The outcome of the Complaint
As seen above the Commissioner responded to the Complaint by a letter dated 14 March 2023 the content of which was repeated on the 14 April 2023 and 19 June 2023. It explained that the Commissioner’s decision was to “close this case.” The Commissioner’s letter of the 5 September 2023 said in summary: - “We are not denying that your personal data was affected by the data breach in 2020, however there is insufficient evidence to demonstrate that activity that occurred after this incident was due to the breach”. “Having reviewed the matter I can confirm that this is not something we intend to pursue further”.
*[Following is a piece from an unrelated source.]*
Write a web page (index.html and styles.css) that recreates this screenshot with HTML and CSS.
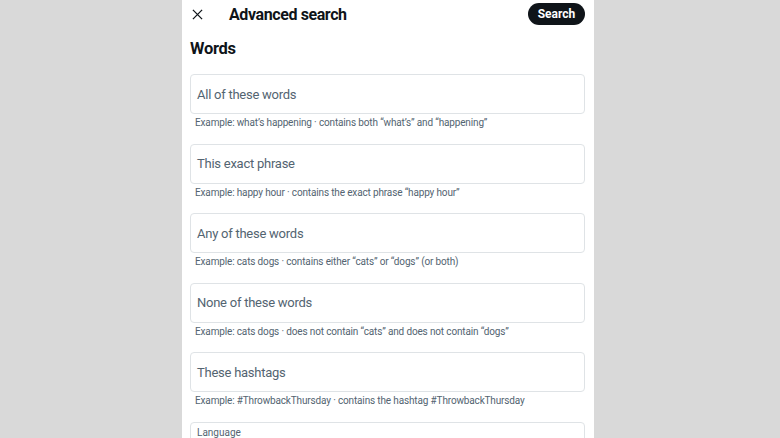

Summary of the Appellant’s position
Th Appellant says “I am inexperienced in this matter and do not have a representative.” I took note of this when reviewing the Appellant’s submissions and other documents provided.
The Appellant remains very concerned about the original data breach, how it was handled, the relationship with Capital and the subsequent cyber-attacks suffered. The Applicant also remains dissatisfied with the Commissioner’s response both in terms of the outcome and process saying “I know I have suffered an injustice” and concludes with:-
“There is no solution. The steps taken so far have been inappropriate resulting in an unfair outcome. In this case the Commissioner cannot be trusted to reinvestigate. If this needs to be done my request is that it be followed up by an independent investigator”
Decision
Data breaches and cyber-attacks are of great concern. The Applicant has been the victim of cyber crime and the concerns expressed are understandable. However, the Tribunal can only review the actions of the Commissioner carrying out its obligations by section 165 DPA, as empowered to do so by section 166 DPA and based on the relevant authorities.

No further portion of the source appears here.